▶

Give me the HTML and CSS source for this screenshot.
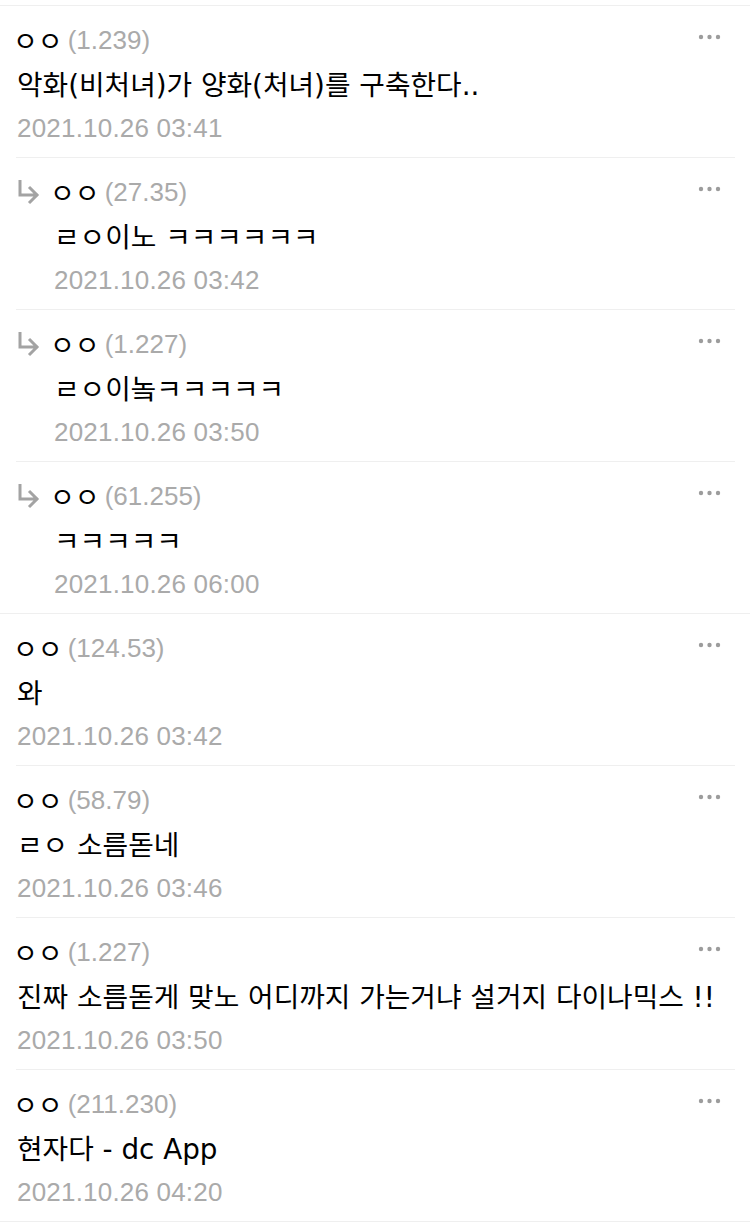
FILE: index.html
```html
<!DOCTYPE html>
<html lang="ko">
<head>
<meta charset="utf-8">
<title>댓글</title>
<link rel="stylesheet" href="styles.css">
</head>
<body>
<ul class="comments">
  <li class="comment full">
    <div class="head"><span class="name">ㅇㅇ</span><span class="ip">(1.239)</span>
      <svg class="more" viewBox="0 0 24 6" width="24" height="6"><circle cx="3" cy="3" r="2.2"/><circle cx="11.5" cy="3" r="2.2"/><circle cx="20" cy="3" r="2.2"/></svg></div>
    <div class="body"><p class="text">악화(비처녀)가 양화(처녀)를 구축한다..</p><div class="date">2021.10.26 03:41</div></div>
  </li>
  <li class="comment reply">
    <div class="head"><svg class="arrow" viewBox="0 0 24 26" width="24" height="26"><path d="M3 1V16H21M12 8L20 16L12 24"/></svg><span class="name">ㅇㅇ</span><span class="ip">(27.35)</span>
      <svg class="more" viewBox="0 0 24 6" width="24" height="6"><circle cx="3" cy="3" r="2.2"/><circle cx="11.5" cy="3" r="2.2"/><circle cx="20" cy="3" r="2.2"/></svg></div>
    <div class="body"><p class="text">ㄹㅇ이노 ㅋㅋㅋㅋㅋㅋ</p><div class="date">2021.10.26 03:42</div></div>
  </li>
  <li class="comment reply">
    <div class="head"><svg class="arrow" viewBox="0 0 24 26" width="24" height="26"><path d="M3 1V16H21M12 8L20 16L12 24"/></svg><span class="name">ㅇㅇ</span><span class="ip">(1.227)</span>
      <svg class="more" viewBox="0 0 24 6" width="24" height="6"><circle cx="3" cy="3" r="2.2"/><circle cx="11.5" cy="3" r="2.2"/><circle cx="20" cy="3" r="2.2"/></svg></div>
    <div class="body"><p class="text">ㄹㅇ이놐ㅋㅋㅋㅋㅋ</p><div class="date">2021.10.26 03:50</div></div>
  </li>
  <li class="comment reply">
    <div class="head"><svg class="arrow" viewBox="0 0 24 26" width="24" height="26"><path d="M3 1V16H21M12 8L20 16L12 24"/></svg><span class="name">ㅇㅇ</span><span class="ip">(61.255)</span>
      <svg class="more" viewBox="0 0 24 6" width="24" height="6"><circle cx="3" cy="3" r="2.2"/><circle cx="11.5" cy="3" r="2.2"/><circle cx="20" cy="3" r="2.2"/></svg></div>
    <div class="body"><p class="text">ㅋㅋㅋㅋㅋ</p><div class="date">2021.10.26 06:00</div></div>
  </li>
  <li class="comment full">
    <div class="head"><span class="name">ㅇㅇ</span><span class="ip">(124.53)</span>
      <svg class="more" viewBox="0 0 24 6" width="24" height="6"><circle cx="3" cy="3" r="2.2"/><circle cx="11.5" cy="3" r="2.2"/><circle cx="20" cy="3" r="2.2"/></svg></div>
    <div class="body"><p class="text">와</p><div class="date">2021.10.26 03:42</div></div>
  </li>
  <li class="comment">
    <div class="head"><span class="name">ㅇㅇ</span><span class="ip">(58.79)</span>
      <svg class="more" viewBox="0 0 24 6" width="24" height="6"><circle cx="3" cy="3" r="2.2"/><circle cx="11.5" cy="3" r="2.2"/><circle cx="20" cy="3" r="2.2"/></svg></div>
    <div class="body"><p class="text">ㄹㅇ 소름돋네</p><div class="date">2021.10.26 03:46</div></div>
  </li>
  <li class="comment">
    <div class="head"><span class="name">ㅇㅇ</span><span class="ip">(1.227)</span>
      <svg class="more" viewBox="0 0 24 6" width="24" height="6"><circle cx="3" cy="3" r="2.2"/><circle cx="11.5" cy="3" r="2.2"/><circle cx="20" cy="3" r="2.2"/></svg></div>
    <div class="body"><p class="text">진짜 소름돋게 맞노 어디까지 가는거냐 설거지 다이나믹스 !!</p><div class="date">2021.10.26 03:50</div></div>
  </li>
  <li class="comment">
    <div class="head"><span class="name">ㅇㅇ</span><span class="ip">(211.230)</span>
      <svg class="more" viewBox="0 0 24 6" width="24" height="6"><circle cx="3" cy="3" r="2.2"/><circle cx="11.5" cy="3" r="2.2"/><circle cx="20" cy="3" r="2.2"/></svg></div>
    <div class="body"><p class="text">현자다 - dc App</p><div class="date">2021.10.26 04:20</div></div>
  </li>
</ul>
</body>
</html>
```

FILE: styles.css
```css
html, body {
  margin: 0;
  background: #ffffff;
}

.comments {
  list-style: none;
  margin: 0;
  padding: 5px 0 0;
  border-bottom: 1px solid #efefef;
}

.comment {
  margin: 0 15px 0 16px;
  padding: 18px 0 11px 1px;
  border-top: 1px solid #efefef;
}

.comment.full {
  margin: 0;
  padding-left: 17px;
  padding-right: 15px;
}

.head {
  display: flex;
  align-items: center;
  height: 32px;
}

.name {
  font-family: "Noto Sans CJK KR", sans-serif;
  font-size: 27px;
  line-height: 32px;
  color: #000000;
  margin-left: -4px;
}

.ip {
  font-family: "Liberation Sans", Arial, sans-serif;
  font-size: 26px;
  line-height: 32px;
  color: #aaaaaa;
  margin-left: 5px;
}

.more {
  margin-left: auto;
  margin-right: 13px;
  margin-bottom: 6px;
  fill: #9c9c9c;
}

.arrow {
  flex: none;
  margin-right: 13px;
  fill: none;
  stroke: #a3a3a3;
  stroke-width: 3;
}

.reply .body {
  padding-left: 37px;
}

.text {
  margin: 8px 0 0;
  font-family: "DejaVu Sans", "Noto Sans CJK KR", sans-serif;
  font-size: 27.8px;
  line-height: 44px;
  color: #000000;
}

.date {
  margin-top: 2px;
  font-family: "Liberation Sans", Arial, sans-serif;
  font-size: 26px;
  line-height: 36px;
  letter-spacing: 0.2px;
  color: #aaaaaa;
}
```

◀

Please transcribe the material above exactly as written. Leave the pictures out.

### EXERCISE RESULT:
Give me the HTML and CSS source for this screenshot.
FILE: index.html
```html
<!DOCTYPE html>
<html lang="ko">
<head>
<meta charset="utf-8">
<title>댓글</title>
<link rel="stylesheet" href="styles.css">
</head>
<body>
<ul class="comments">
  <li class="comment full">
    <div class="head"><span class="name">ㅇㅇ</span><span class="ip">(1.239)</span>
      <svg class="more" viewBox="0 0 24 6" width="24" height="6"><circle cx="3" cy="3" r="2.2"/><circle cx="11.5" cy="3" r="2.2"/><circle cx="20" cy="3" r="2.2"/></svg></div>
    <div class="body"><p class="text">악화(비처녀)가 양화(처녀)를 구축한다..</p><div class="date">2021.10.26 03:41</div></div>
  </li>
  <li class="comment reply">
    <div class="head"><svg class="arrow" viewBox="0 0 24 26" width="24" height="26"><path d="M3 1V16H21M12 8L20 16L12 24"/></svg><span class="name">ㅇㅇ</span><span class="ip">(27.35)</span>
      <svg class="more" viewBox="0 0 24 6" width="24" height="6"><circle cx="3" cy="3" r="2.2"/><circle cx="11.5" cy="3" r="2.2"/><circle cx="20" cy="3" r="2.2"/></svg></div>
    <div class="body"><p class="text">ㄹㅇ이노 ㅋㅋㅋㅋㅋㅋ</p><div class="date">2021.10.26 03:42</div></div>
  </li>
  <li class="comment reply">
    <div class="head"><svg class="arrow" viewBox="0 0 24 26" width="24" height="26"><path d="M3 1V16H21M12 8L20 16L12 24"/></svg><span class="name">ㅇㅇ</span><span class="ip">(1.227)</span>
      <svg class="more" viewBox="0 0 24 6" width="24" height="6"><circle cx="3" cy="3" r="2.2"/><circle cx="11.5" cy="3" r="2.2"/><circle cx="20" cy="3" r="2.2"/></svg></div>
    <div class="body"><p class="text">ㄹㅇ이놐ㅋㅋㅋㅋㅋ</p><div class="date">2021.10.26 03:50</div></div>
  </li>
  <li class="comment reply">
    <div class="head"><svg class="arrow" viewBox="0 0 24 26" width="24" height="26"><path d="M3 1V16H21M12 8L20 16L12 24"/></svg><span class="name">ㅇㅇ</span><span class="ip">(61.255)</span>
      <svg class="more" viewBox="0 0 24 6" width="24" height="6"><circle cx="3" cy="3" r="2.2"/><circle cx="11.5" cy="3" r="2.2"/><circle cx="20" cy="3" r="2.2"/></svg></div>
    <div class="body"><p class="text">ㅋㅋㅋㅋㅋ</p><div class="date">2021.10.26 06:00</div></div>
  </li>
  <li class="comment full">
    <div class="head"><span class="name">ㅇㅇ</span><span class="ip">(124.53)</span>
      <svg class="more" viewBox="0 0 24 6" width="24" height="6"><circle cx="3" cy="3" r="2.2"/><circle cx="11.5" cy="3" r="2.2"/><circle cx="20" cy="3" r="2.2"/></svg></div>
    <div class="body"><p class="text">와</p><div class="date">2021.10.26 03:42</div></div>
  </li>
  <li class="comment">
    <div class="head"><span class="name">ㅇㅇ</span><span class="ip">(58.79)</span>
      <svg class="more" viewBox="0 0 24 6" width="24" height="6"><circle cx="3" cy="3" r="2.2"/><circle cx="11.5" cy="3" r="2.2"/><circle cx="20" cy="3" r="2.2"/></svg></div>
    <div class="body"><p class="text">ㄹㅇ 소름돋네</p><div class="date">2021.10.26 03:46</div></div>
  </li>
  <li class="comment">
    <div class="head"><span class="name">ㅇㅇ</span><span class="ip">(1.227)</span>
      <svg class="more" viewBox="0 0 24 6" width="24" height="6"><circle cx="3" cy="3" r="2.2"/><circle cx="11.5" cy="3" r="2.2"/><circle cx="20" cy="3" r="2.2"/></svg></div>
    <div class="body"><p class="text">진짜 소름돋게 맞노 어디까지 가는거냐 설거지 다이나믹스 !!</p><div class="date">2021.10.26 03:50</div></div>
  </li>
  <li class="comment">
    <div class="head"><span class="name">ㅇㅇ</span><span class="ip">(211.230)</span>
      <svg class="more" viewBox="0 0 24 6" width="24" height="6"><circle cx="3" cy="3" r="2.2"/><circle cx="11.5" cy="3" r="2.2"/><circle cx="20" cy="3" r="2.2"/></svg></div>
    <div class="body"><p class="text">현자다 - dc App</p><div class="date">2021.10.26 04:20</div></div>
  </li>
</ul>
</body>
</html>
```

FILE: styles.css
```css
html, body {
  margin: 0;
  background: #ffffff;
}

.comments {
  list-style: none;
  margin: 0;
  padding: 5px 0 0;
  border-bottom: 1px solid #efefef;
}

.comment {
  margin: 0 15px 0 16px;
  padding: 18px 0 11px 1px;
  border-top: 1px solid #efefef;
}

.comment.full {
  margin: 0;
  padding-left: 17px;
  padding-right: 15px;
}

.head {
  display: flex;
  align-items: center;
  height: 32px;
}

.name {
  font-family: "Noto Sans CJK KR", sans-serif;
  font-size: 27px;
  line-height: 32px;
  color: #000000;
  margin-left: -4px;
}

.ip {
  font-family: "Liberation Sans", Arial, sans-serif;
  font-size: 26px;
  line-height: 32px;
  color: #aaaaaa;
  margin-left: 5px;
}

.more {
  margin-left: auto;
  margin-right: 13px;
  margin-bottom: 6px;
  fill: #9c9c9c;
}

.arrow {
  flex: none;
  margin-right: 13px;
  fill: none;
  stroke: #a3a3a3;
  stroke-width: 3;
}

.reply .body {
  padding-left: 37px;
}

.text {
  margin: 8px 0 0;
  font-family: "DejaVu Sans", "Noto Sans CJK KR", sans-serif;
  font-size: 27.8px;
  line-height: 44px;
  color: #000000;
}

.date {
  margin-top: 2px;
  font-family: "Liberation Sans", Arial, sans-serif;
  font-size: 26px;
  line-height: 36px;
  letter-spacing: 0.2px;
  color: #aaaaaa;
}
```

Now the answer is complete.